Failure to file an HR1 form: administrators not criminally liable

The Supreme Court recently considered whether administrators of a company can be prosecuted for a failure to provide notice to the Secretary of State, using form HR1, of proposed collective redundancies.

They found that for the purposes of interpreting the relevant section of the Trade Union and Labour Relations (Consolidation) Act 1992 ("TULRCA"), administrators were not an "officer" and so were not subject to the obligation to file an HR1. This decision, however, has the potential to impact much wider than the world of redundancies.  

What obligations does TULRCA impose?

An employer, who proposes making redundancies, has a duty to commence consultation:

  • At least 30 days before redundancy, where 20 or more employees are to be made redundant (within a period of no more than 90 days).
  • At least 45 days before redundancy, where 100 or more employees are to be made redundant within the same period.

Linked to this is a duty on the employer to notify the Secretary of State using form HR1 (adopting the same timescales) and the failure to do so leaves the employer open to conviction and a fine.

Central to the case of Palmer v Northern Derbyshire Magistrates' Court [2023] UKSC 38 was wording in TULRCA which can make "a director, manager, secretary or other similar officer" personally liable for the failure to give notice to the Secretary of State in circumstances where that has been done with their consent, connivance or as a result of their neglect.

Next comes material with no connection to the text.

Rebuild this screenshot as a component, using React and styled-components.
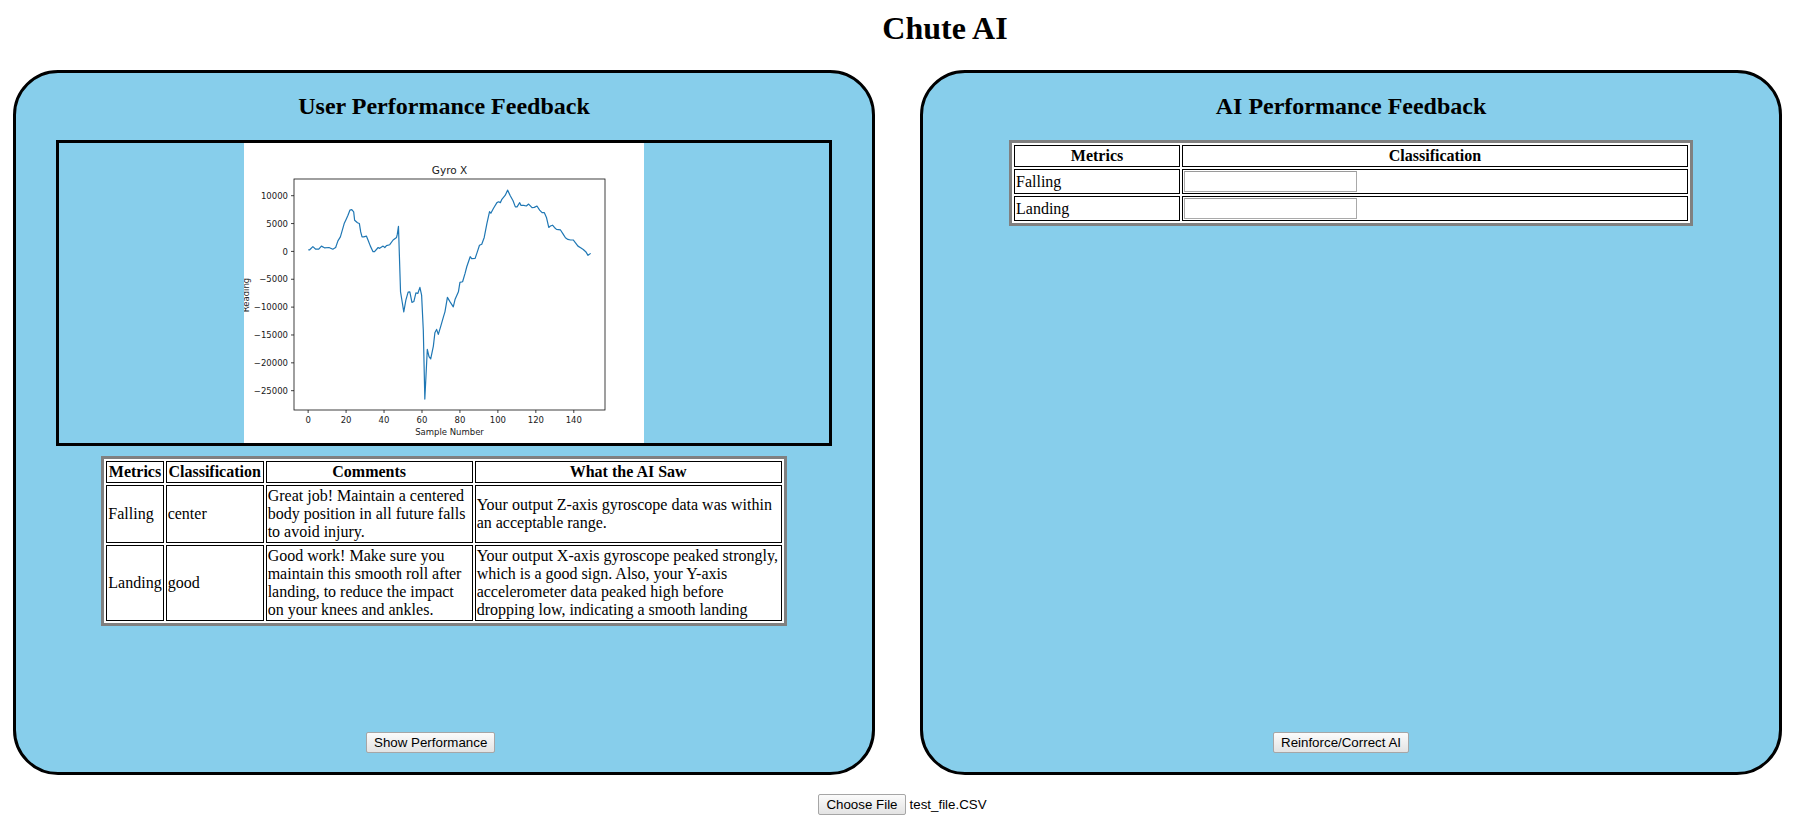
import React from 'react';
import styled, { createGlobalStyle } from 'styled-components';

const GlobalStyle = createGlobalStyle`
  html, body { margin: 0; padding: 0; background: #fff; }
  body {
    font-family: "Liberation Serif", "Times New Roman", serif;
    color: #000;
  }
`;

const Page = styled.div`
  display: flex;
  flex-direction: column;
  width: 1805px;
`;

const Title = styled.h1`
  margin: 10px 0 23px;
  padding-left: 85px;
  font-size: 32px;
  line-height: 37px;
  font-weight: bold;
  text-align: center;
`;

const PanelRow = styled.div`
  display: flex;
  gap: 45px;
  padding-left: 13px;
`;

const Panel = styled.section`
  box-sizing: border-box;
  width: 862px;
  height: 705px;
  border: 3px solid #000;
  border-radius: 45px;
  background: #87ceeb;
  display: flex;
  flex-direction: column;
  align-items: center;
`;

const PanelTitle = styled.h2`
  margin: 20px 0;
  font-size: 24px;
  line-height: 27px;
  font-weight: bold;
`;

const ChartFrame = styled.div`
  box-sizing: border-box;
  align-self: stretch;
  margin: 0 40px;
  height: 306px;
  border: 3px solid #000;
  display: flex;
  justify-content: center;
`;

const DataTable = styled.table`
  border: 3px solid #808080;
  border-spacing: 2px;
  background: #fff;
  margin-top: ${(p) => p.$mt || 0}px;
  font-size: 16px;
`;

const HeadCell = styled.th`
  border: 1px solid #000;
  padding: 1px;
  width: ${(p) => p.$w}px;
  line-height: 18px;
  font-weight: bold;
  text-align: center;
`;

const Cell = styled.td`
  border: 1px solid #000;
  padding: 1px;
  line-height: 18px;
  text-align: left;
  vertical-align: middle;
`;

const TextInput = styled.input`
  display: block;
  box-sizing: border-box;
  width: 173px;
  height: 21px;
  margin: 0;
  padding: 1px 2px;
  border: 1px solid #a9a9a9;
  border-top-color: #9a9a9a;
  background: #fff;
  font-family: "Liberation Sans", Arial, sans-serif;
  font-size: 13.333px;
`;

const PanelFooter = styled.div`
  align-self: stretch;
  margin-top: auto;
  margin-bottom: 19px;
  padding-left: 350px;
  display: flex;
`;

const Button = styled.button`
  box-sizing: border-box;
  height: 21px;
  padding: 0 7px;
  border: 1px solid #a6a6a6;
  border-radius: 2px;
  background: linear-gradient(#fbfbfb, #e3e3e3);
  color: #000;
  font-family: "Liberation Sans", Arial, sans-serif;
  font-size: 13.333px;
  line-height: 19px;
  cursor: pointer;
`;

const FileRow = styled.div`
  display: flex;
  justify-content: center;
  align-items: center;
  gap: 4px;
  margin-top: 19px;
`;

const FileName = styled.span`
  font-family: "Liberation Sans", Arial, sans-serif;
  font-size: 13.333px;
`;

const ChartText = styled.text`
  font-family: "DejaVu Sans", sans-serif;
  font-size: ${(p) => p.$size || 8.5}px;
  fill: #1a1a1a;
`;

const DATA = [
  [0, 300], [0.7, 250], [2.5, 850], [4, 400], [5.6, 400], [7, 950], [8.6, 650], [11, 700], [13, 400],
  [14.5, 700], [15.7, 1900], [17, 2600], [19, 5000], [20, 5750], [21, 6500], [22, 7400], [23, 7500],
  [24, 7100], [24.5, 5600], [26, 5150], [27, 5000], [27.7, 3500], [28.4, 2600], [29.3, 2600],
  [30.7, 2750], [31.6, 2000], [32.8, 950], [34.2, -50], [35, -50], [36.9, 700], [37.7, 550],
  [39.5, 950], [40.4, 700], [41.3, 1050], [43, 1200], [44.8, 2050], [46.6, 2500], [47, 3100],
  [47.6, 4500], [48.7, -7250], [49.7, -9350], [50.4, -10850], [51.5, -8750], [52.7, -7300],
  [53.6, -7250], [54.7, -9150], [55.7, -9000], [56.8, -7450], [57.8, -7550], [58.9, -6450],
  [59.8, -7850], [60.7, -14150], [61.5, -26500], [62.8, -17600], [63.7, -18900], [64.6, -19300],
  [66, -17000], [66.8, -14600], [67.7, -14000], [68.6, -14900], [69.8, -13550], [71.3, -11750],
  [72.1, -10850], [73.4, -8250], [74.8, -9050], [76.5, -9950], [77.4, -8650], [79.2, -7250],
  [80, -5550], [81.4, -5450], [82.7, -3950], [83.6, -2750], [85.4, -950], [86.2, -1300],
  [88, -1250], [88.9, -350], [90.3, 1100], [91.5, 1300], [92.8, 2500], [94.2, 5000], [95.6, 7150],
  [96.3, 6850], [97.7, 7750], [99.5, 8750], [100.4, 8900], [101.3, 8750], [102.1, 9350],
  [103.9, 10100], [105.1, 11000], [106.6, 9950], [108, 9100], [109.2, 8000], [110.1, 8000],
  [111.5, 8750], [112.2, 8250], [113.6, 8250], [115, 8150], [116.2, 8500], [118, 7850],
  [119.2, 7900], [120.6, 8150], [122, 7400], [123.3, 6950], [124.5, 6950], [125.6, 6100],
  [126.8, 4300], [127.7, 4550], [128.8, 4700], [129.8, 4300], [130.9, 3950], [133, 3850],
  [134.4, 3100], [135.6, 2450], [136.9, 2150], [138.3, 2050], [139.7, 2050], [140.9, 1550],
  [142.2, 950], [143.6, 650], [145, 350], [146.3, -50], [147.5, -700], [148.9, -350],
];

const AX = { left: 50, right: 361, top: 36, bottom: 267 };
const sx = (i) => AX.left + ((i + 7.45) / 163.9) * (AX.right - AX.left);
const sy = (v) => 52.7 + (10000 - v) * 0.005571;

const fmt = (v) => (v < 0 ? '\u2212' + Math.abs(v) : String(v));

function GyroChart() {
  const points = DATA.map(([i, v]) => `${sx(i).toFixed(2)},${sy(v).toFixed(2)}`).join(' ');
  const xTicks = [0, 20, 40, 60, 80, 100, 120, 140];
  const yTicks = [10000, 5000, 0, -5000, -10000, -15000, -20000, -25000];
  return (
    <svg width="400" height="300" viewBox="0 0 400 300" style={{ display: 'block', background: '#fff' }}>
      <ChartText x="205.5" y="31" $size={10.5} textAnchor="middle">Gyro X</ChartText>
      <rect x={AX.left} y={AX.top} width={AX.right - AX.left} height={AX.bottom - AX.top} fill="none" stroke="#111" strokeWidth="0.8" />
      {xTicks.map((t) => (
        <g key={t}>
          <line x1={sx(t)} x2={sx(t)} y1={AX.bottom} y2={AX.bottom + 3} stroke="#111" strokeWidth="0.8" />
          <ChartText x={sx(t)} y="280" textAnchor="middle">{t}</ChartText>
        </g>
      ))}
      {yTicks.map((t) => (
        <g key={t}>
          <line x1={AX.left - 3} x2={AX.left} y1={sy(t)} y2={sy(t)} stroke="#111" strokeWidth="0.8" />
          <ChartText x="44" y={sy(t) + 3.1} textAnchor="end">{fmt(t)}</ChartText>
        </g>
      ))}
      <polyline points={points} fill="none" stroke="#1f77b4" strokeWidth="1.2" strokeLinejoin="round" />
      <ChartText x="205.5" y="292" textAnchor="middle">Sample Number</ChartText>
      <ChartText x="5" y="152" textAnchor="middle" transform="rotate(-90 5 152)">Reading</ChartText>
    </svg>
  );
}

export default function App() {
  return (
    <Page>
      <GlobalStyle />
      <Title>Chute AI</Title>
      <PanelRow>
        <Panel>
          <PanelTitle>User Performance Feedback</PanelTitle>
          <ChartFrame>
            <GyroChart />
          </ChartFrame>
          <DataTable $mt={10}>
            <thead>
              <tr>
                <HeadCell $w={53}>Metrics</HeadCell>
                <HeadCell $w={94}>Classification</HeadCell>
                <HeadCell $w={203}>Comments</HeadCell>
                <HeadCell $w={303}>What the AI Saw</HeadCell>
              </tr>
            </thead>
            <tbody>
              <tr>
                <Cell>Falling</Cell>
                <Cell>center</Cell>
                <Cell>Great job! Maintain a centered body position in all future falls to avoid injury.</Cell>
                <Cell>Your output Z-axis gyroscope data was within an acceptable range.</Cell>
              </tr>
              <tr>
                <Cell>Landing</Cell>
                <Cell>good</Cell>
                <Cell>Good work! Make sure you maintain this smooth roll after landing, to reduce the impact on your knees and ankles.</Cell>
                <Cell>Your output X-axis gyroscope peaked strongly, which is a good sign. Also, your Y-axis accelerometer data peaked high before dropping low, indicating a smooth landing</Cell>
              </tr>
            </tbody>
          </DataTable>
          <PanelFooter>
            <Button type="button">Show Performance</Button>
          </PanelFooter>
        </Panel>
        <Panel>
          <PanelTitle>AI Performance Feedback</PanelTitle>
          <DataTable>
            <thead>
              <tr>
                <HeadCell $w={162}>Metrics</HeadCell>
                <HeadCell $w={502}>Classification</HeadCell>
              </tr>
            </thead>
            <tbody>
              <tr>
                <Cell>Falling</Cell>
                <Cell><TextInput type="text" /></Cell>
              </tr>
              <tr>
                <Cell>Landing</Cell>
                <Cell><TextInput type="text" /></Cell>
              </tr>
            </tbody>
          </DataTable>
          <PanelFooter>
            <Button type="button">Reinforce/Correct AI</Button>
          </PanelFooter>
        </Panel>
      </PanelRow>
      <FileRow>
        <Button type="button">Choose File</Button>
        <FileName>test_file.CSV</FileName>
      </FileRow>
    </Page>
  );
}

What were the facts in Palmer?

Mr Palmer was appointed as one of the joint administrators of West Coast Capital (USC) Ltd ("USC"), a member of the Sports Direct group, on 13 January 2015. On the date of appointment, the administrators completed a sale of the entire business of USC, save for a warehouse located in Dundonald, Scotland.

On 14 January 2015, 84 employees at the warehouse were handed a letter signed by Mr Palmer, stating that they were at risk of redundancy which gave notice of USC's intention to consult with them at a staff meeting later that day. Shortly afterwards, they were handed a further letter, signed by Mr Palmer, dismissing them with immediate effect. However, notice of the redundancies was not given to the Secretary of State until 4 February 2015.

It was this background that saw criminal proceedings issued against a director of USC and Mr Palmer in July 2015.  

Is an administrator "another similar officer of a company"?

This question was central to Mr Palmer's argument that he had not committed an offence, with Mr Palmer arguing an administrator was not a "similar officer". This had limited success in the lower courts who were concerned that if an administrator was not an officer, there would be nothing to deter non-compliance, rendering the criminal sanction meaningless in the case of a company in administration.

The Supreme Court's view

The Supreme Court's approach was to consider the extent to which "officer" was defined in the relevant legislation, with TULRCA containing no definition. The Insolvency Act 1986 ("IA") contains a definition of "officer" being a "director, manager or secretary of a body corporate". Whilst that definition is not exhaustive it does not expressly refer to an insolvency officeholder. This was a key finding in the decision. Further, various provisions of the IA clearly distinguish between an officer of a company and an administrator, providing, in the Court's view, a clear picture that the IA, in creating the process of administration, did not classify an administrator as an officer of the company in administration.

In contrast to the lower Court which applied a functional test to the role of the officer, attaching it to anyone involved in management, the Supreme Court applied a constitutional test, attaching it only to those who held an office within the structure of the company and this, in their view, did not include an administrator.   

Will practice change?

The case is interesting as the events at issue date back to the time of another high profile unsuccessful HR1 prosecution in BIS v Smith, Peto and Wright,which related to the collapse of City Link parcel delivery company. At the time, that case seemed to herald a more aggressive approach toward policing TULRCA and the notification obligations.

There has always been a tension between the statutory requirements around redundancy consultation and notification and what is achievable in an insolvency situation. Against that context, this decision will be a welcome one for insolvency practitioners.

For directors faced with a potential insolvency requiring the making of redundancies, the position remains unchanged, and our view remains that directors should file an HR1 prior to any insolvency appointment when they know redundancies are likely and that it will be best practice for administrators to continue to file an HR1 following appointment provided the notification criteria are met.

The focus for those in the insolvency world will be to consider how the Supreme Court's reasoning might be applied beneficially to remove the threat of personal liability for administrators (and other officeholders) in other areas of legislation which extend liability to "officers".